We fiddled around, and tried to get everything else set to full duplex, in case that fixed the ping time issue. Nope.
it was weird, one machine (laptop) would rip out the ADSL router onto the telco's backbone with 11/12msec delays, yet the other 2 machines (normal desktops) would get 22/23msec to his the same hosts, that's just weird.
I had suggested that my mate try using the gigabit interface on the mobo (he bought the same board as I used in the servers) but he couldn't find the drivers, and couldn't get it going.
They were cryptically placed on the motherboard driver cd.
I installed them, but didn't seem to do anything, no new lan device turned up.
I checked the mobo jumper settings, tried disabling the gigabit interface, booting, shutting down, reenabling the gigabit interface, booting up, but it made no difference.
I tried checking bios settings, resetting the bios, updating the bios, all no good.
I tried installing the drivers again, no change. I put the virtual cable tester application on, and it claimed it couldn't find the adapter.
Hmm, this is just weird. I'll just blame windows. I had no issue on my servers, build the yukon network driver module, load it. back, the interface came up, and worked.
My mate put on an episode of the Sopranos, he and his housemate have been buying/watching all the seasons of them recently.
I sat and watched it with them, giving up on the pc.
While I was there, I typed in the IP address of one of my servers, and the home page came flying up, that's groovy, excellent connection.

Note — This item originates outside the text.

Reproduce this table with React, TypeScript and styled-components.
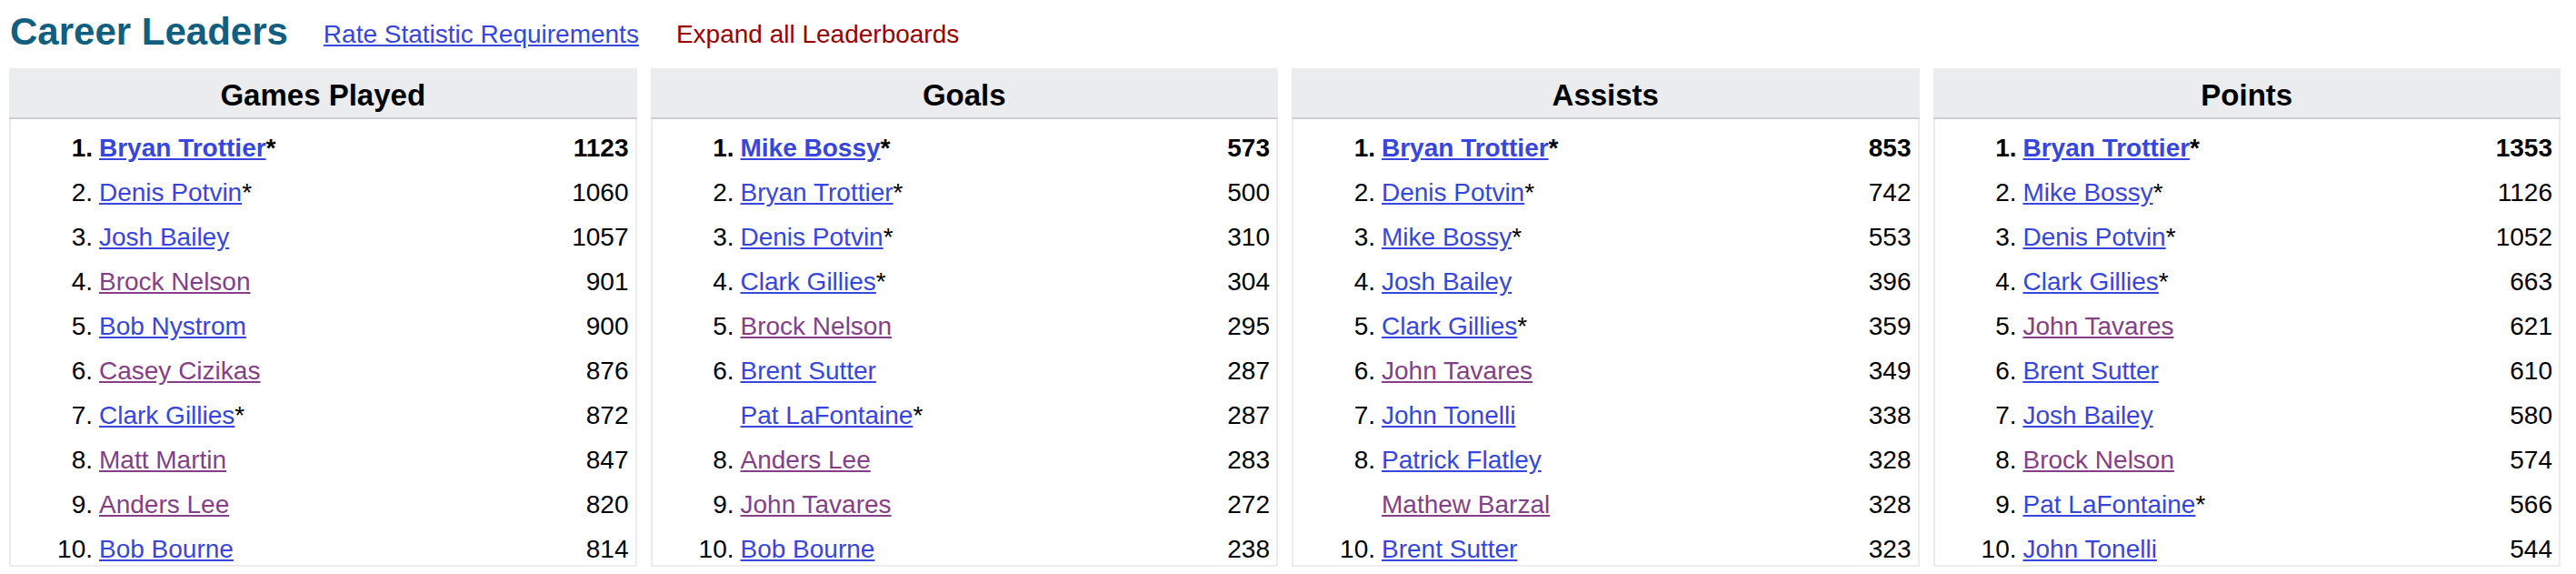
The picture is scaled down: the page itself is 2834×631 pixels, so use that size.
import React from 'react';
import styled, { createGlobalStyle } from 'styled-components';

type Leader = {
    rank?: number;
    name: string;
    hof?: boolean;
    visited?: boolean;
    value: number;
};

type Board = {
    title: string;
    leaders: Leader[];
};

const boards: Board[] = [
    {
        title: 'Games Played',
        leaders: [
            { rank: 1, name: 'Bryan Trottier', hof: true, value: 1123 },
            { rank: 2, name: 'Denis Potvin', hof: true, value: 1060 },
            { rank: 3, name: 'Josh Bailey', value: 1057 },
            { rank: 4, name: 'Brock Nelson', visited: true, value: 901 },
            { rank: 5, name: 'Bob Nystrom', value: 900 },
            { rank: 6, name: 'Casey Cizikas', visited: true, value: 876 },
            { rank: 7, name: 'Clark Gillies', hof: true, value: 872 },
            { rank: 8, name: 'Matt Martin', visited: true, value: 847 },
            { rank: 9, name: 'Anders Lee', visited: true, value: 820 },
            { rank: 10, name: 'Bob Bourne', value: 814 },
        ],
    },
    {
        title: 'Goals',
        leaders: [
            { rank: 1, name: 'Mike Bossy', hof: true, value: 573 },
            { rank: 2, name: 'Bryan Trottier', hof: true, value: 500 },
            { rank: 3, name: 'Denis Potvin', hof: true, value: 310 },
            { rank: 4, name: 'Clark Gillies', hof: true, value: 304 },
            { rank: 5, name: 'Brock Nelson', visited: true, value: 295 },
            { rank: 6, name: 'Brent Sutter', value: 287 },
            { name: 'Pat LaFontaine', hof: true, value: 287 }, // tie, no rank shown
            { rank: 8, name: 'Anders Lee', visited: true, value: 283 },
            { rank: 9, name: 'John Tavares', visited: true, value: 272 },
            { rank: 10, name: 'Bob Bourne', value: 238 },
        ],
    },
    {
        title: 'Assists',
        leaders: [
            { rank: 1, name: 'Bryan Trottier', hof: true, value: 853 },
            { rank: 2, name: 'Denis Potvin', hof: true, value: 742 },
            { rank: 3, name: 'Mike Bossy', hof: true, value: 553 },
            { rank: 4, name: 'Josh Bailey', value: 396 },
            { rank: 5, name: 'Clark Gillies', hof: true, value: 359 },
            { rank: 6, name: 'John Tavares', visited: true, value: 349 },
            { rank: 7, name: 'John Tonelli', value: 338 },
            { rank: 8, name: 'Patrick Flatley', value: 328 },
            { name: 'Mathew Barzal', visited: true, value: 328 },
            { rank: 10, name: 'Brent Sutter', value: 323 },
        ],
    },
    {
        title: 'Points',
        leaders: [
            { rank: 1, name: 'Bryan Trottier', hof: true, value: 1353 },
            { rank: 2, name: 'Mike Bossy', hof: true, value: 1126 },
            { rank: 3, name: 'Denis Potvin', hof: true, value: 1052 },
            { rank: 4, name: 'Clark Gillies', hof: true, value: 663 },
            { rank: 5, name: 'John Tavares', visited: true, value: 621 },
            { rank: 6, name: 'Brent Sutter', value: 610 },
            { rank: 7, name: 'Josh Bailey', value: 580 },
            { rank: 8, name: 'Brock Nelson', visited: true, value: 574 },
            { rank: 9, name: 'Pat LaFontaine', hof: true, value: 566 },
            { rank: 10, name: 'John Tonelli', value: 544 },
        ],
    },
];

const App = () => {
    return (
        <>
            <GlobalStyle />
            <Page>
                <TitleBar>
                    <Title>Career Leaders</Title>
                    <RateLink href="#">Rate Statistic Requirements</RateLink>
                    <ExpandLink>Expand all Leaderboards</ExpandLink>
                </TitleBar>
                <BoardGrid>
                    {boards.map((board) => (
                        <Panel key={board.title}>
                            <PanelHeader>{board.title}</PanelHeader>
                            <PanelBody>
                                {board.leaders.map((leader, i) => (
                                    <Row key={i} $first={i === 0}>
                                        <Rank>{leader.rank ? `${leader.rank}.` : ''}</Rank>
                                        <Who>
                                            <PlayerLink href="#" $visited={leader.visited}>
                                                {leader.name}
                                            </PlayerLink>
                                            {leader.hof && '*'}
                                        </Who>
                                        <Value>{leader.value}</Value>
                                    </Row>
                                ))}
                            </PanelBody>
                        </Panel>
                    ))}
                </BoardGrid>
            </Page>
        </>
    );
};

export default App;

const GlobalStyle = createGlobalStyle`
    html, body {
        margin: 0;
        padding: 0;
        background: #fff;
    }
    body {
        font-family: "Liberation Sans", Arial, Helvetica, sans-serif;
        color: #000;
    }
`;

const Page = styled.div`
    padding: 0 17px 0 10px;
`;

const TitleBar = styled.div`
    display: flex;
    align-items: flex-start;
    padding-top: 11px;
    height: 64px;
    box-sizing: border-box;
`;

const Title = styled.h2`
    margin: 0 0 0 1px;
    font-size: 42px;
    line-height: 48px;
    font-weight: bold;
    color: #115f80;
`;

const RateLink = styled.a`
    margin: 11px 0 0 39px;
    font-size: 28px;
    line-height: 32px;
    color: #3646de;
    text-decoration: underline;
`;

const ExpandLink = styled.span`
    margin: 11px 0 0 41px;
    font-size: 28px;
    line-height: 32px;
    color: #9b0000;
`;

const BoardGrid = styled.div`
    display: grid;
    grid-template-columns: repeat(4, 1fr);
    column-gap: 15px;
    margin-top: 11px;
`;

const Panel = styled.div`
    border: 2px solid #ececec;
    border-top: none;
    background: #fff;
`;

const PanelHeader = styled.div`
    margin: 0 -2px;
    height: 56px;
    padding-top: 4px;
    box-sizing: border-box;
    line-height: 52px;
    background: #ebecee;
    border-bottom: 2px solid #cdcfd2;
    text-align: center;
    font-size: 33px;
    font-weight: bold;
`;

const PanelBody = styled.div`
    display: flex;
    flex-direction: column;
`;

const Row = styled.div<{ $first?: boolean }>`
    display: grid;
    grid-template-columns: 90px 1fr auto;
    column-gap: 7px;
    height: 49px;
    padding: 16px 7px 0 0;
    box-sizing: border-box;
    font-size: 28px;
    line-height: 31px;
    font-weight: ${({ $first }) => ($first ? 'bold' : 'normal')};
`;

const Rank = styled.span`
    text-align: right;
`;

const Who = styled.span`
    white-space: nowrap;
`;

const PlayerLink = styled.a<{ $visited?: boolean }>`
    color: ${({ $visited }) => ($visited ? '#853f87' : '#3646de')};
    text-decoration: underline;
`;

const Value = styled.span`
    text-align: right;
`;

When it finished, they were going to bed, so I left, came home, and started blogging.
That was like 2 1/2 hours ago. Damn.
The place looks a bit emptier in here no, with no rack/3 servers/ras/ras power supply/switch.
It's still a total mess in here, at least I have room to move the stuff around in an attempt to organise it now.
Ok, later today I have to park some domains on my machines, get the routing sorted, and then plug in an E1 to the RAS, so I can get people dialling in.
I really hate the way blogger defines days, making me have to fiddle with the time this was posted.
For me, the end of a day is somewhere between 5 and 6 am, not midnight. If I go to bed at 1am, it's an early night.